Enhanced rate performance of carbon-coated LiNi0.5Mn1.5O4 cathode material for lithium ion batteries

Conductive carbon has been coated on the surface of LiNi_0.5Mn_1.5O₄ cathode material by the carbonization of sucrose for the purpose of improving the rate performance. The effect of carbon coating on the physical and electrochemical properties is discussed through the characterizations of X-ray diffraction (XRD), scanning electron microscopy (SEM), transmission electron microscopy (TEM), X-ray photoelectron spectroscopy (XPS), cyclic voltammetry (CV), electrochemical impedance spectroscopy (EIS), cycling and rate tests.
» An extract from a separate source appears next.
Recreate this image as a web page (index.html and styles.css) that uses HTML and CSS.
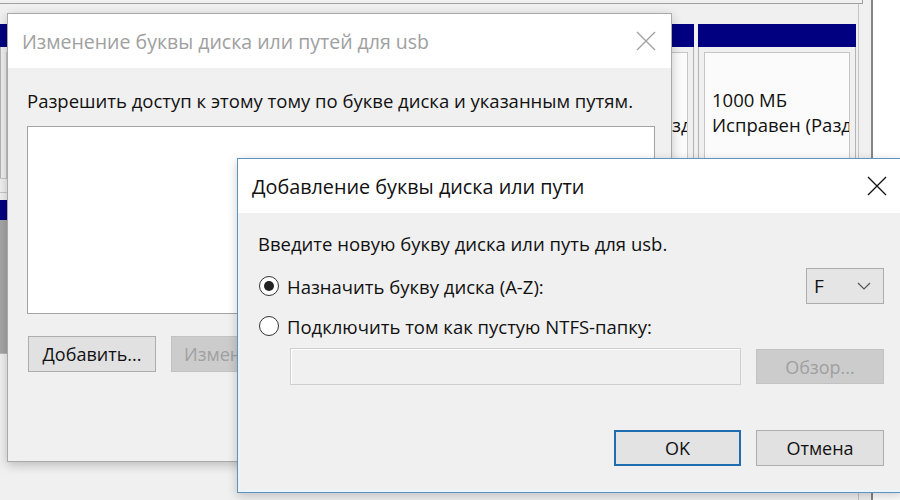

Results demonstrate that the carbon coating can greatly enhance the discharge capacity, rate capability and cycling stability of the LiNi_0.5Mn_1.5O₄ without degrading the spinel structure. The sample modified with 1 wt.% sucrose displays the best performance. A large capacity of 130 mAh g⁻¹ at 1 C discharge rate with a high retention of 92% after 100 cycles and a stable 114 mAh g⁻¹ at 5 C discharge rate can be delivered. The remarkably improved rate properties of the carbon-coated samples are due to the suppression of the solid electrolyte interfacial (SEI) layer development and faster kinetics of both the Li⁺ diffusion and the charge transfer reaction.